Ms Connor was a senior manager in the Department of Planning at Maitland.
She was sacked last year after raising corruption concerns linked to an unlawful mining lease approval. This sacking was a disgraceful decision.
A review was initiated after the Newcastle Herald revealed last year that Ms Connor was sacked because, as she put it, "I wouldn't play ball".
The review, done by Ernst & Young, found the NSW government mining title processes remain exposed to bribery, fraud, theft and corruption risks.
It recommended the department's Division of Resources and Geoscience, which oversees mining applications, should prohibit payment of application fees by cash or cheque "to reduce the risk of fraud, bribery or theft".

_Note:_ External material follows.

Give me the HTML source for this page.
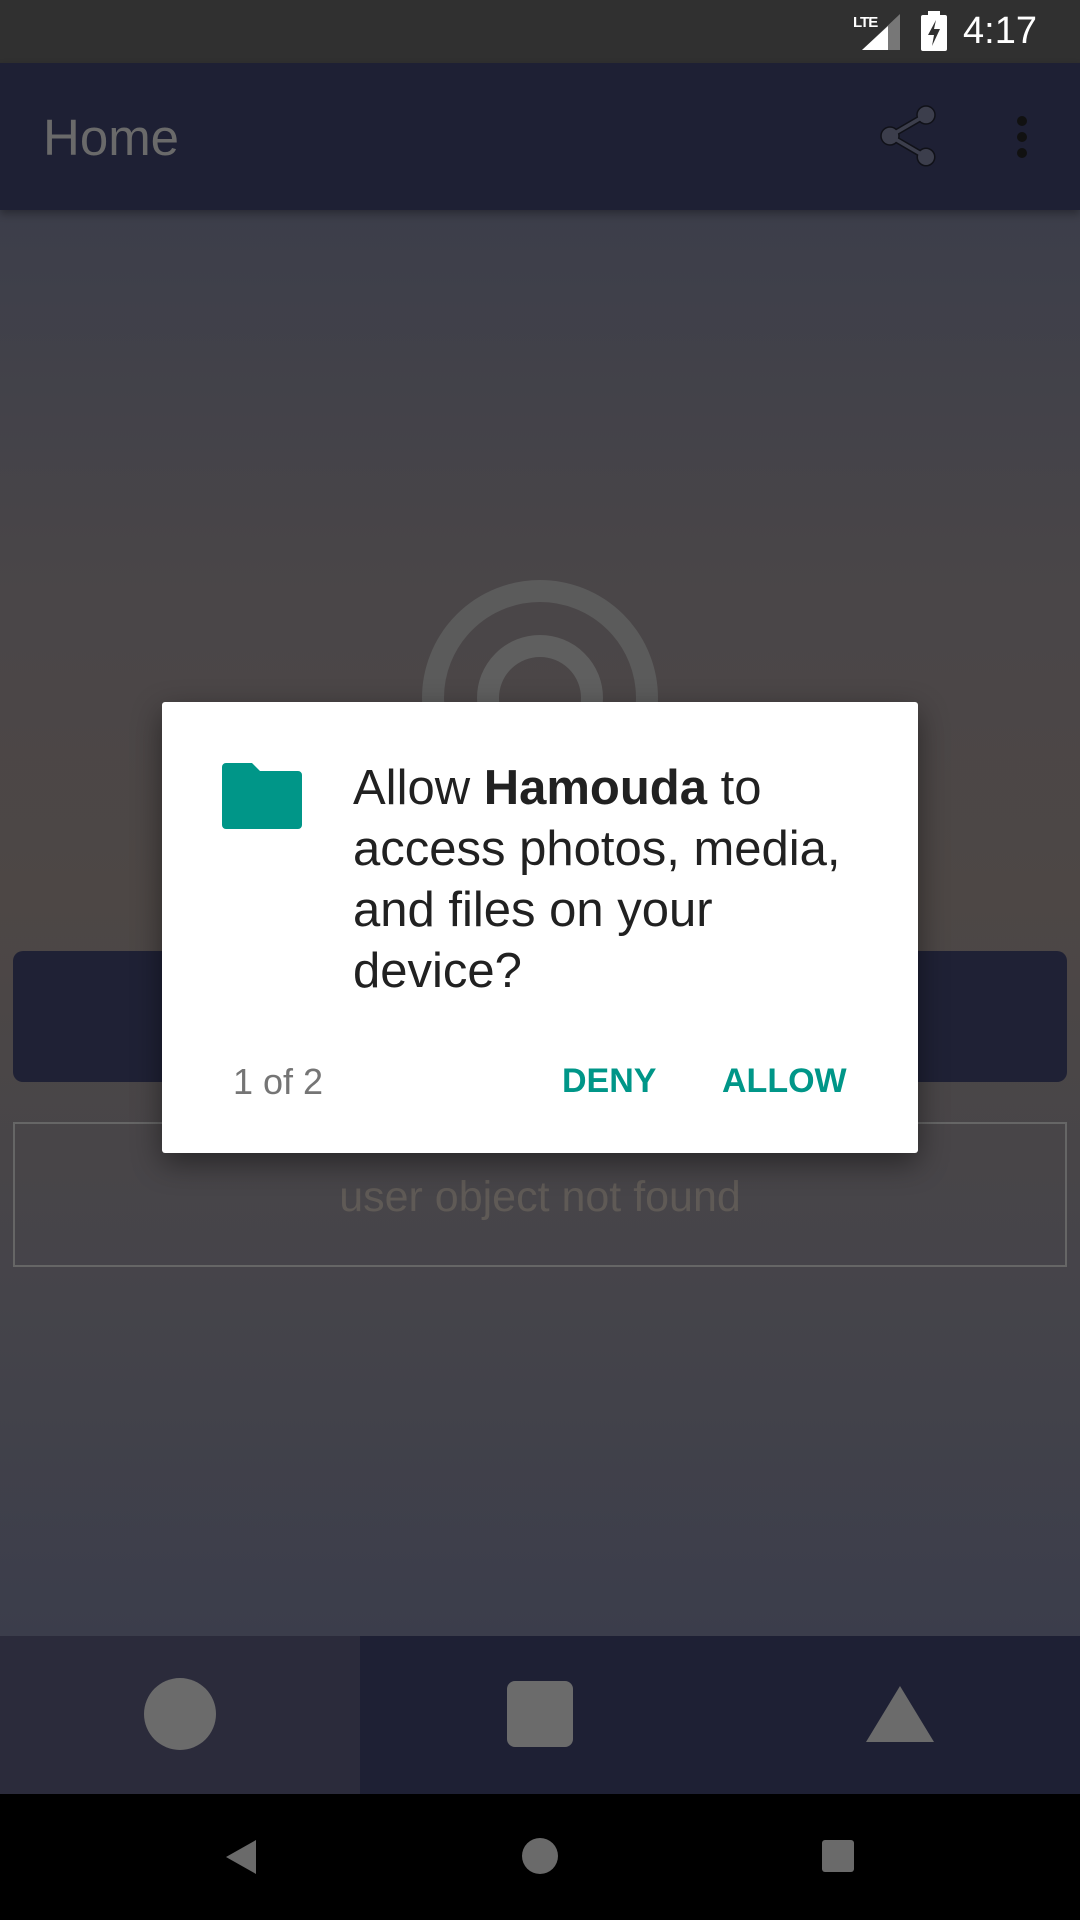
<!DOCTYPE html>
<html><head><meta charset="utf-8"><style>
*{margin:0;padding:0;box-sizing:border-box}
body{width:1080px;height:1920px;position:relative;overflow:hidden;font-family:"Liberation Sans",sans-serif;background:linear-gradient(180deg,#3c3e4a 210px,#4a4648 600px,#4d4745 900px,#45444a 1300px,#3b3d4b 1636px)}
.abs{position:absolute}
</style></head><body>
<div class="abs" style="left:0;top:0;width:1080px;height:63px;background:#303030"></div>
<div class="abs" style="left:853px;top:14px;font-size:15px;color:#fff;font-weight:bold;letter-spacing:-1px">LTE</div>
<svg class="abs" style="left:862px;top:14px" width="40" height="36"><polygon points="38,0 38,36 0,36" fill="#777"/><polygon points="26,12 26,36 0,36" fill="#fff"/></svg>
<svg class="abs" style="left:921px;top:11px" width="26" height="40"><rect x="7" y="0" width="12" height="5" fill="#fff"/><rect x="0" y="4" width="26" height="36" rx="2" fill="#fff"/><polygon points="15,9 7,24 13,24 11,35 19,18 13,18" fill="#303030"/></svg>
<div class="abs" style="left:963px;top:10px;font-size:38px;color:#fff">4:17</div>
<div class="abs" style="left:0;top:63px;width:1080px;height:147px;background:#1e2034;box-shadow:0 4px 8px rgba(0,0,0,.3)"></div>
<div class="abs" style="left:43px;top:108px;font-size:51px;color:#6a6a6a;font-weight:500">Home</div>
<svg class="abs" style="left:872px;top:100px" width="72" height="72" viewBox="0 0 24 24"><path d="M18 16.08c-.76 0-1.44.3-1.960.77L8.91 12.7c.05-.23.09-.46.09-.7s-.04-.47-.09-.7l7.05-4.11c.54.5 1.250.81 2.040.81 1.66 0 3-1.34 3-3s-1.34-3-3-3-3 1.34-3 3c0 .24.04.47.09.7L8.04 9.81C7.5 9.31 6.79 9 6 9c-1.66 0-3 1.34-3 3s1.34 3 3 3c.79 0 1.5-.31 2.04-.81l7.12 4.16c-.05.21-.08.43-.08.65 0 1.61 1.31 2.92 2.92 2.92s2.920-1.31 2.920-2.92-1.31-2.92-2.92-2.92z" fill="#3c3e4c" stroke="#101118" stroke-width=".5"/></svg>
<svg class="abs" style="left:1012px;top:114px" width="20" height="46"><circle cx="10" cy="7" r="5" fill="#111"/><circle cx="10" cy="23" r="5" fill="#111"/><circle cx="10" cy="39" r="5" fill="#111"/></svg>
<svg class="abs" style="left:420px;top:578px" width="240" height="240"><circle cx="120" cy="120" r="107" fill="none" stroke="#5b5b5b" stroke-width="22"/><circle cx="120" cy="120" r="52" fill="none" stroke="#5f5f5f" stroke-width="22"/></svg>
<div class="abs" style="left:13px;top:951px;width:1054px;height:131px;background:#1f2135;border-radius:10px"></div>
<div class="abs" style="left:13px;top:1122px;width:1054px;height:145px;border:2px solid #666"></div>
<div class="abs" style="left:0;top:1173px;width:1080px;text-align:center;font-size:43px;color:#5f5a56">user object not found</div>
<div class="abs" style="left:0;top:1636px;width:360px;height:158px;background:#2b2b3b"></div>
<div class="abs" style="left:360px;top:1636px;width:720px;height:158px;background:#1e2034"></div>
<div class="abs" style="left:144px;top:1678px;width:72px;height:72px;border-radius:50%;background:#6b6b6b"></div>
<div class="abs" style="left:507px;top:1681px;width:66px;height:66px;border-radius:8px;background:#6b6b6b"></div>
<svg class="abs" style="left:866px;top:1686px" width="68" height="56"><polygon points="34,0 68,56 0,56" fill="#6b6b6b"/></svg>
<div class="abs" style="left:0;top:1794px;width:1080px;height:126px;background:#000"></div>
<svg class="abs" style="left:224px;top:1838px" width="34" height="38"><polygon points="32,2 32,36 2,19" fill="#6a6a6a"/></svg>
<div class="abs" style="left:522px;top:1838px;width:36px;height:36px;border-radius:50%;background:#6a6a6a"></div>
<div class="abs" style="left:822px;top:1840px;width:32px;height:32px;border-radius:3px;background:#6a6a6a"></div>
<div class="abs" style="left:162px;top:702px;width:756px;height:451px;background:#fff;border-radius:3px;box-shadow:0 10px 30px rgba(0,0,0,.45)"></div>
<svg class="abs" style="left:222px;top:763px" width="80" height="66" viewBox="0 0 80 66"><path d="M4 0h26l8 8h38a4 4 0 0 1 4 4v50a4 4 0 0 1-4 4H4a4 4 0 0 1-4-4V4a4 4 0 0 1 4-4z" fill="#009688"/></svg>
<div class="abs" style="left:353px;top:758px;font-size:49px;line-height:61px;color:#212121;white-space:nowrap">Allow <b>Hamouda</b> to<br>access photos, media,<br>and files on your<br>device?</div>
<div class="abs" style="left:233px;top:1061px;font-size:36px;color:#757575">1 of 2</div>
<div class="abs" style="left:562px;top:1062px;font-size:34px;color:#009688;font-weight:bold">DENY</div>
<div class="abs" style="left:722px;top:1062px;font-size:34px;color:#009688;font-weight:bold">ALLOW</div>
</body></html>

The review, which did not include an investigation, did not identify fraud or corruption. However, it did find an "inherent risk of fraud, corruption and conflicts of interest" in the mining titles area.
Ms Connor said the review does validate issues she's been raising since 2016.
But she said it did not address her treatment as a whistleblower. This is disconcerting.
She believed the department was "merely paying lip service to the issues I raised to appease bad media attention".
This is the typical weasel playbook of many bureaucracies who tend to sink into an unhelpful siege mentality when questioned on serious matters. Some, in fact, go into siege mode when questioned on anything that remotely suggests a problem.
These kind of places must be difficult places to work, particularly for staff with any sense of decency, a moral sense of right and wrong and a belief in an honourable and principled public service.
The behaviour of the NSW government in this matter is, so far, extremely poor. The government's actions have done little to change the troubling notion that its close relationship with the mining industry comes at the expense of the rest of the community.